NIETZSCHE, Friedrich. Ecce homo. Tradução Paulo César de Souza. São Paulo: Companhia das Letras, 2008.
WOTLING, Patrick. Nietzsche et le problème de la civilization. Paris: PUF, 1995.
Recebido: 05/07/2024 – Aprovado: 10/07/2024 – Publicado: 12/08/2024
[1] Professor Titular de Filosofia da Universidade Federal do Estado do Rio de Janeiro (Unirio), Rio de Janeiro, RJ – Brasil. ORCID: https://orcid.org/0000-001-8172-5027 E-mail: miguelangelbf12001@yahoo.com.br.
[2][2] Lembremos que o pensamento nietzschiano sobre política, particularmente sua concepção de “grande política”, deu lugar a inúmeras interpretações, ocupando todo o espectro ideológico, desde teses de direita, até a esquerda, passando por posturas democráticas. Para uma adequada síntese, na ampla literatura sobre o tema, destacamos a abordagem de Marton (1985) e o nosso recente artigo (Barrenechea, 2022).
[3] A questão da relevância do corpo, no pensamento nietzschiano, assim como a natureza política do corpo, foi debatida por importantes intérpretes. Salientamos o enfoque de Blondel (1985) e o de Wotling (1995), que abordam detalhadamente a problemática das questões orgânicas na teoria nietzschiana, bem como as metáforas políticas decorrentes de sua perspectiva corporal. Tratamos dessas questões na 2ª edição do livro “Nietzsche e o corpo” (Barrenechea, 2017).
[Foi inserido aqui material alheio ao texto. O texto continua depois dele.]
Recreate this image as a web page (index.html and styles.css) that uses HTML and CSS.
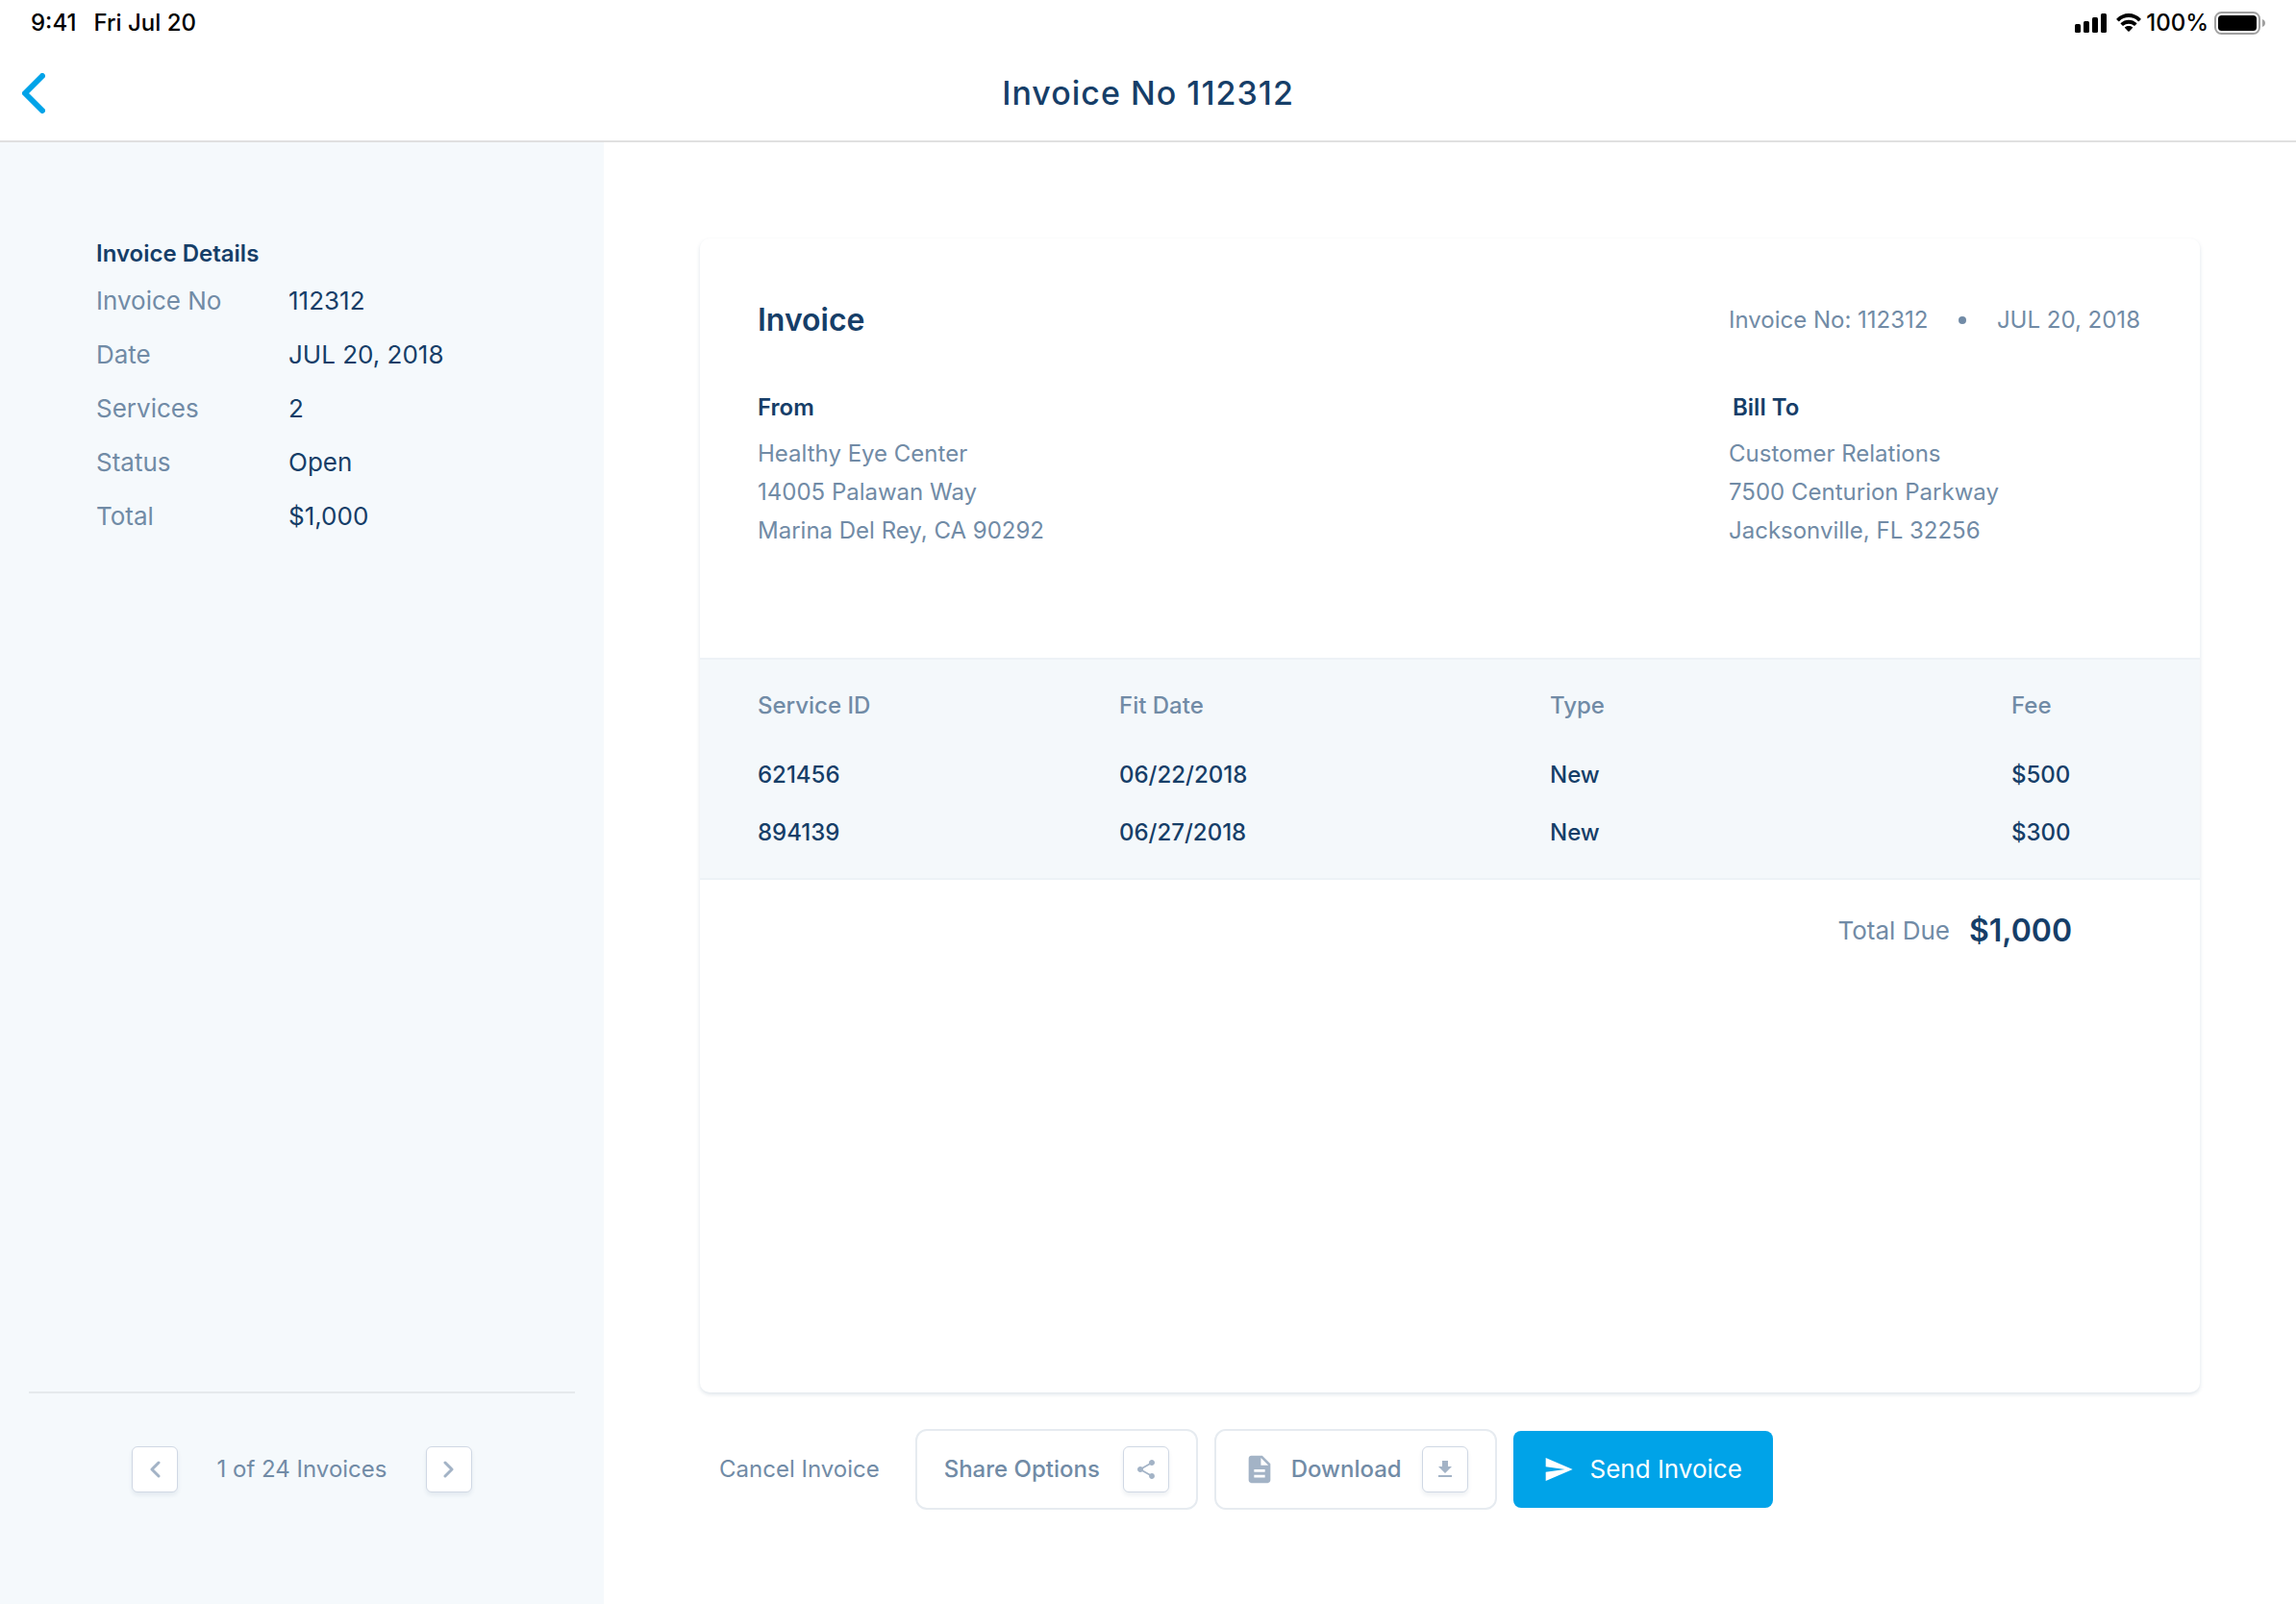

[4] Diversos teóricos colocaram em destaque, acima das teses macropolíticas, oriundas das formulações da grosse Politik, a relevância da sua proposta paraa transformação da própria subjetividade, muito mais de que como indicação para modificar o Estado, a economia, as estruturas administrativas. Acompanhamos, nessa questão, a interpretação de Conway (2011), o qual foi dos principais teóricos que caracterizou, em “Nietzsche e o político”, a política nietzschiana como um “perfeccionismo ético”.
[5] Nessa questão do cuidado de si, da cura de si mesmo, ressaltamos a tese de Bilate (2022, p. 30) quando sustenta que a Ética, segundo a concepção nietzschiana, é primordialmente uma “[...] fisiopsicologia, uma afetologia ou ética dos afetos.
[6] Nesse ponto da “arte de viver”, na filosofia nietzschiana, adotamos as relevantes reflexões de Rosa Dias, em Nietzsche, vida como obra de arte (2011).